*Supplied information*
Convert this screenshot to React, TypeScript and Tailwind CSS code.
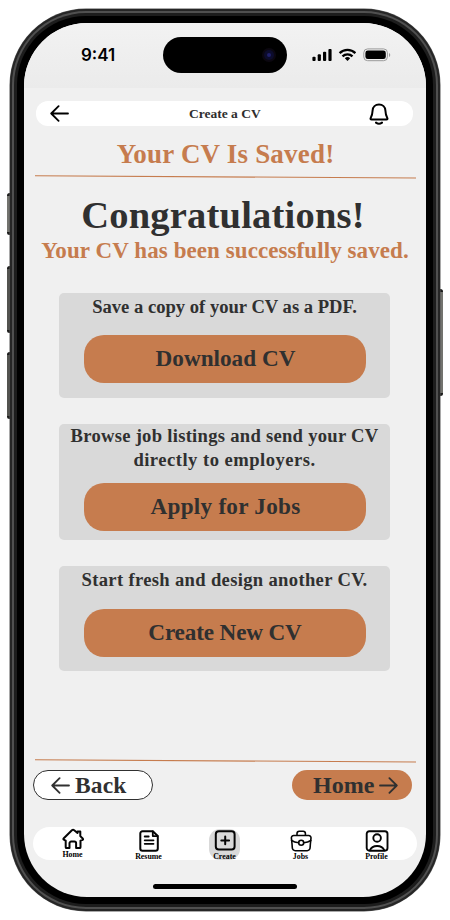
import React from 'react';

const serif = 'font-["Liberation_Serif",serif] font-bold';

function Rule() {
  return (
    <svg className="block" width="381" height="4" viewBox="0 0 381 4">
      <path d="M0 .8L381 3" stroke="#c67c4e" strokeWidth="1.1" />
    </svg>
  );
}

function Arrow({ right = false, color = '#000' }: { right?: boolean; color?: string }) {
  return (
    <svg
      className={right ? 'block rotate-180' : 'block'}
      width="19"
      height="17"
      viewBox="0 0 19 17"
      fill="none"
      stroke={color}
      strokeWidth="1.8"
      strokeLinecap="round"
      strokeLinejoin="round"
    >
      <path d="M18 8.5H1.2M8.6 1.2L1.2 8.5l7.4 7.3" />
    </svg>
  );
}

function StatusBar() {
  return (
    <div className="flex h-[65px] shrink-0 bg-linear-to-b from-[#f2f2f2] to-[#ebebeb]">
      <div className='w-[139px] pt-[20px] pl-[57px] font-["Inter",sans-serif] text-[17px] leading-6 font-semibold text-black'>
        9:41
      </div>
      <div className="mt-[14px] flex h-9 w-[124px] items-center justify-end rounded-full bg-black pr-[11px]">
        <div className="flex size-[14px] items-center justify-center rounded-full bg-[#0b0710]">
          <div className="flex size-[10px] items-center justify-center rounded-full bg-[#0c0c2c]">
            <div className="size-[4px] rounded-full bg-[#20206a]" />
          </div>
        </div>
      </div>
      <svg className="mt-[25px] ml-[25px]" width="80" height="14" viewBox="0 0 80 14">
        <g fill="#000">
          <rect x="0.4" y="8.8" width="3.2" height="4.2" rx="1" />
          <rect x="5.7" y="6.3" width="3.2" height="6.7" rx="1" />
          <rect x="11" y="3.8" width="3.2" height="9.2" rx="1" />
          <rect x="16.4" y="1" width="3.2" height="12" rx="1" />
        </g>
        <g fill="none" stroke="#000" strokeWidth="2.3">
          <path d="M27.6 5.1a11.3 11.3 0 0 1 15.8 0" />
          <path d="M30.5 8.300a7.200 7.200 0 0 1 10 0" />
        </g>
        <path d="M35.5 13l-2.700-2.800a4 4 0 0 1 5.400 0z" fill="#000" />
        <rect x="51.800" y=".9" width="23.600" height="11.800" rx="3.800" fill="none" stroke="#9a9a9a" />
        <rect x="53.400" y="2.500" width="20.400" height="8.600" rx="2.400" fill="#000" />
        <path d="M77 5v4c1.700-.7 1.700-3.300 0-4z" fill="#9a9a9a" />
      </svg>
    </div>
  );
}

function TopBar() {
  return (
    <div className="mt-[13px] ml-[12px] flex h-[25px] w-[377px] shrink-0 items-center rounded-xl bg-white pl-[14px]">
      <Arrow />
      <span className={`${serif} ml-[120px] w-[73px] whitespace-nowrap text-[13.5px] leading-5 text-[#2e2e2e]`}>
        Create a CV
      </span>
      <svg
        className="ml-[107px]"
        width="20"
        height="22"
        viewBox="0 0 20 22"
        fill="none"
        stroke="#000"
        strokeWidth="2"
        strokeLinecap="round"
        strokeLinejoin="round"
      >
        <path d="M10 1.600C6.300 1.600 3.800 4.200 3.600 7.500c-.2 4-.6 5.200-1.800 7.200-.6 1.100-.3 1.700.8 1.700h14.800c1.100 0 1.400-.6.8-1.700-1.200-2-1.600-3.200-1.800-7.200C16.200 4.200 13.700 1.600 10 1.600z" />
        <path d="M7 19.600c1.700 1.300 4.300 1.300 6 0" />
      </svg>
    </div>
  );
}

function ActionCard({
  text,
  label,
  box,
  button,
}: {
  text: React.ReactNode;
  label: string;
  box: string;
  button: string;
}) {
  return (
    <section className={`flex w-[331px] shrink-0 flex-col items-center rounded-[5px] bg-[#d9d9d9] ${box}`}>
      <p className={`${serif} whitespace-nowrap text-center text-[18.6px] leading-6 text-[#303030]`}>{text}</p>
      <button
        className={`${serif} ${button} h-12 w-[282px] rounded-[20px] bg-[#c67c4e] pb-[2px] text-[23.2px] leading-6 text-[#303030]`}
      >
        {label}
      </button>
    </section>
  );
}

function NavItem({
  label,
  active = false,
  raised = false,
  children,
}: {
  label: string;
  active?: boolean;
  raised?: boolean;
  children: React.ReactNode;
}) {
  return (
    <div
      className={`flex w-[31px] flex-col items-center ${
        active ? 'mt-[2px] h-[31px] rounded-[11px] bg-[#d9d9d9]' : raised ? 'h-[33px]' : 'h-[33px] pt-[2px]'
      }`}
    >
      <svg
        className="mt-px block shrink-0"
        width="24"
        height="22"
        viewBox="0 0 24 22"
        fill="none"
        stroke="#050505"
        strokeWidth="2"
        strokeLinecap="round"
        strokeLinejoin="round"
      >
        {children}
      </svg>
      <span className={`${serif} mt-px whitespace-nowrap text-[7.9px] leading-[8px] text-black`}>{label}</span>
    </div>
  );
}

export default function App() {
  return (
    <div className="relative h-[920px] w-[450px] overflow-hidden bg-white pt-[9px] pl-[10px]">
      {/* side buttons */}
      <div className="absolute top-[193px] left-[7px] h-[42px] w-[5px] rounded-sm border-y-[3px] border-[#1d1d1c] bg-[#73736e]" />
      <div className="absolute top-[266px] left-[7px] h-[67px] w-[5px] rounded-sm border-y-[3px] border-[#1d1d1c] bg-[#53534f]" />
      <div className="absolute top-[352px] left-[7px] h-[67px] w-[5px] rounded-sm border-y-[3px] border-[#1d1d1c] bg-[#53534f]" />
      <div className="absolute top-[289px] left-[438px] h-[107px] w-[5px] rounded-sm border-y-[3px] border-[#1d1d1c] bg-[#73736e]" />

      {/* handset: metal rim, black bezel, screen */}
      <div className="relative h-[902px] w-[430px] rounded-[76px] bg-[#262626] p-[2px] shadow-[0_0_0_0.5px_#555]">
        <div className="h-full rounded-[74px] bg-[#505050] p-[2px]">
          <div className="h-full rounded-[72px] bg-[#1d1d1d] p-[3px]">
            <div className="h-full rounded-[69px] bg-black p-[7px]">
              <main className="flex h-[874px] w-[402px] flex-col overflow-hidden rounded-[63px] bg-[#f0f0f0]">
                <StatusBar />
                <TopBar />
                <h1
                  className={`${serif} mt-[14px] ml-px text-center text-[27px] leading-7 tracking-[0.2px] text-[#c67c4e]`}
                >
                  Your CV Is Saved!
                </h1>
                <div className="mt-[7px] ml-[11px]">
                  <Rule />
                </div>
                <h2
                  className={`${serif} mt-[14px] mr-1 text-center text-[38.5px] leading-[44px] tracking-[0.2px] text-[#303030]`}
                >
                  Congratulations!
                </h2>
                <p
                  className={`${serif} whitespace-nowrap text-center text-[23px] leading-7 tracking-[0.08px] text-[#c67c4e]`}
                >
                  Your CV has been successfully saved.
                </p>
                <div className="mt-[28px] ml-[35px] flex flex-col gap-[26px]">
                  <ActionCard
                    text="Save a copy of your CV as a PDF."
                    label="Download CV"
                    box="h-[105px] pt-[2px]"
                    button="mt-[16px] pl-[2px]"
                  />
                  <ActionCard
                    text={
                      <>
                        <span className="tracking-[0.28px]">Browse job listings and send your CV</span>
                        <br />
                        <span className="tracking-[0.48px]">directly to employers.</span>
                      </>
                    }
                    label="Apply for Jobs"
                    box="h-[116px]"
                    button="mt-[11px] pl-[2px] tracking-[0.25px]"
                  />
                  <ActionCard
                    text={<span className="tracking-[0.33px]">Start fresh and design another CV.</span>}
                    label="Create New CV"
                    box="h-[105px] pt-[2px]"
                    button="mt-[17px] pl-px tracking-[-0.15px]"
                  />
                </div>
                <div className="mt-auto ml-[11px]">
                  <Rule />
                </div>
                <div className="mt-[7px] ml-[9px] flex w-[379px] justify-between">
                  <button
                    className={`${serif} flex h-[30px] w-[120px] items-center rounded-full border border-[#303030] bg-white pl-[17px] text-[23.5px] leading-7 text-[#303030]`}
                  >
                    <Arrow color="#303030" />
                    <span className="mb-px ml-[5px] tracking-[0.15px]">Back</span>
                  </button>
                  <button
                    className={`${serif} flex h-[30px] w-[120px] items-center rounded-full bg-[#c67c4e] pl-[21px] text-[24px] leading-7 text-[#303030]`}
                  >
                    <span className="mr-[5px]">Home</span>
                    <Arrow right color="#303030" />
                  </button>
                </div>
                <nav className="mt-[27px] ml-[9px] flex h-[33px] w-[384px] shrink-0 justify-between rounded-full bg-white pr-[25px] pl-[24px]">
                  <NavItem label="Home" raised>
                    <path d="M4.700 12.600v6.600c0 .6.300.9.900.9h2.900v-4.800a1.700 1.700 0 0 1 1.700-1.700h3.200a1.700 1.700 0 0 1 1.700 1.700v4.800h3.500c.6 0 .9-.3.9-.9v-6.600l1.700-.5c.9-.3 1.100-1 .5-1.600l-2.400-2.400V3.600h-2.800v1.500l-3.300-2.800c-.8-.7-1.500-.7-2.300 0l-8.100 7.900c-.7.700-.5 1.400.4 1.700z" />
                  </NavItem>
                  <NavItem label="Resume">
                    <path d="M5.500 1.200h10.300l5 4.700v12.600a2.200 2.200 0 0 1-2.200 2.200H5.500a2.200 2.200 0 0 1-2.200-2.200V3.400a2.200 2.200 0 0 1 2.200-2.200z" />
                    <path d="M15.800 1.500v4.600h4.700M7.700 6.500h4M7.700 10.300h8.800M7.700 13.800h8.800" strokeWidth="1.800" />
                  </NavItem>
                  <NavItem label="Create" active>
                    <rect x="2.800" y="1.200" width="18.800" height="18.300" rx="3" />
                    <path d="M12.200 6.500v7.800M8.300 10.400h7.800" />
                  </NavItem>
                  <NavItem label="Jobs">
                    <g strokeWidth="1.600">
                      <path d="M4.800 5.500h14.800a2.300 2.300 0 0 1 2.400 2.600c-.4 3.500-.7 6-.9 9.500a3 3 0 0 1-3 3.100H6.300a3 3 0 0 1-3-3.100c-.2-3.500-.5-6-.9-9.500a2.300 2.300 0 0 1 2.400-2.600zM8 5.300V3.500A2.300 2.300 0 0 1 10.300 1.200h3.800a2.300 2.300 0 0 1 2.300 2.300v1.800" />
                      <path d="M2.600 10.500c2.400 1.600 4.700 2 7 2.200M21.800 10.500c-2.400 1.600-4.700 2-7 2.200" />
                      <circle cx="12.200" cy="12.800" r="2.500" />
                    </g>
                  </NavItem>
                  <NavItem label="Profile">
                    <g strokeWidth="1.900">
                      <rect x="1.700" y="1.200" width="20.800" height="19.500" rx="2.600" />
                      <circle cx="12.100" cy="8" r="3.800" />
                      <path d="M5 20.200c1.300-3.200 3.400-4.200 7.100-4.200s5.800 1 7.100 4.200" />
                    </g>
                  </NavItem>
                </nav>
                <div className="mt-[24px] mb-[8px] ml-[129px] h-[5px] w-[144px] shrink-0 rounded-full bg-black" />
              </main>
            </div>
          </div>
        </div>
      </div>
    </div>
  );
}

*Task brief*
Using the data above, say how many lines include "React". No other reply is needed.

*Result of this exercise*
4